Before I joined here, I've read all the FAQs and some blogs that might give me information. At first, I was able to understand it almost half of it and said to my friend Deeday that I signed up. I think we're talking on the phone or chatting. Either way, she's the one who told me to do so. Later on, she told me that she already has this amount on one of her blog. I was like, "Really?" Then she asked me if mine was approved already then I joked and said to her, "Nah! I think Steemit will not going to approve my account because they think I'm a terrorist!". But while saying those words, I checked my email and the other one and then I've had their approval four days ago.

The first thing I did was read, and read and then asked questions to her even though she's still a newbie. I still really don't know where to go, what to do everything about Steemit is very confusing. I'm confused and she's confused too and she's all I've got when I entered here.
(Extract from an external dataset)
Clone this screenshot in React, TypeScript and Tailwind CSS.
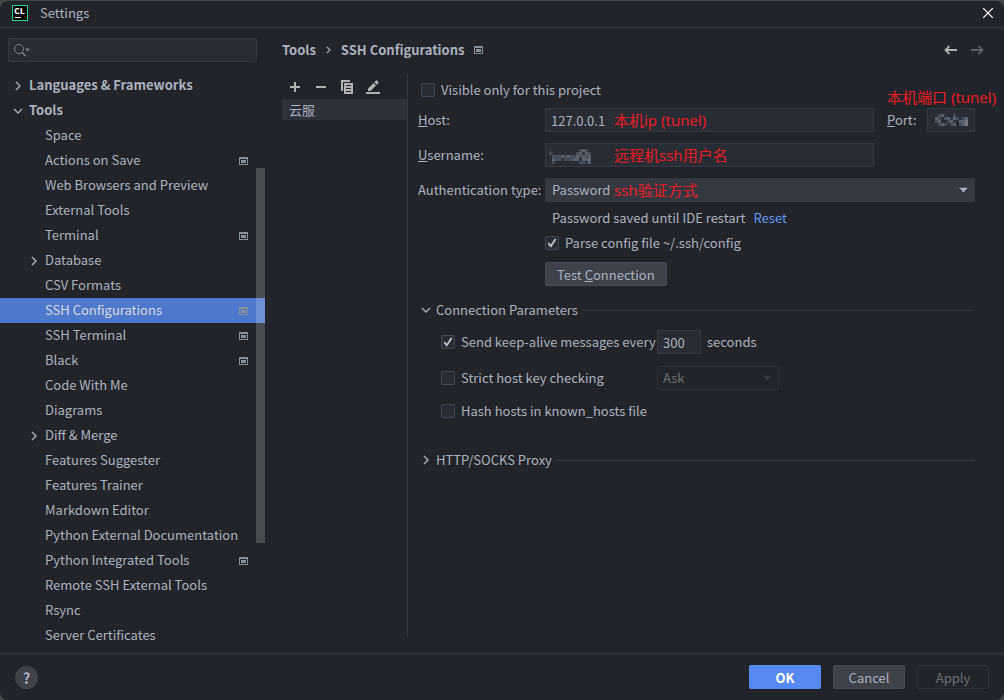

Now when I made my 10 Facts As An Introduction, it resulted in a double post because when I clicked Post button, error flashed so I click it again, so yeah double trouble! I should have deleted the other one but I didn't. Then I just realized this week that I was mentioned by a certain bot or curator that I used the introduce yourself tag twice in which I steal the privilege of the other newbies. I got pissed and said in a loud voice, "It's the server fault, not mine! Fix your bug!"

Nonetheless, I enjoyed my first two similar blogs posted. I really thought it for a couple of minutes, read others introduce yourself post and made 90 degrees detour just to have a new way of introductory. I was only welcomed by few and managed to accept that I will going to have a long and confusing journey.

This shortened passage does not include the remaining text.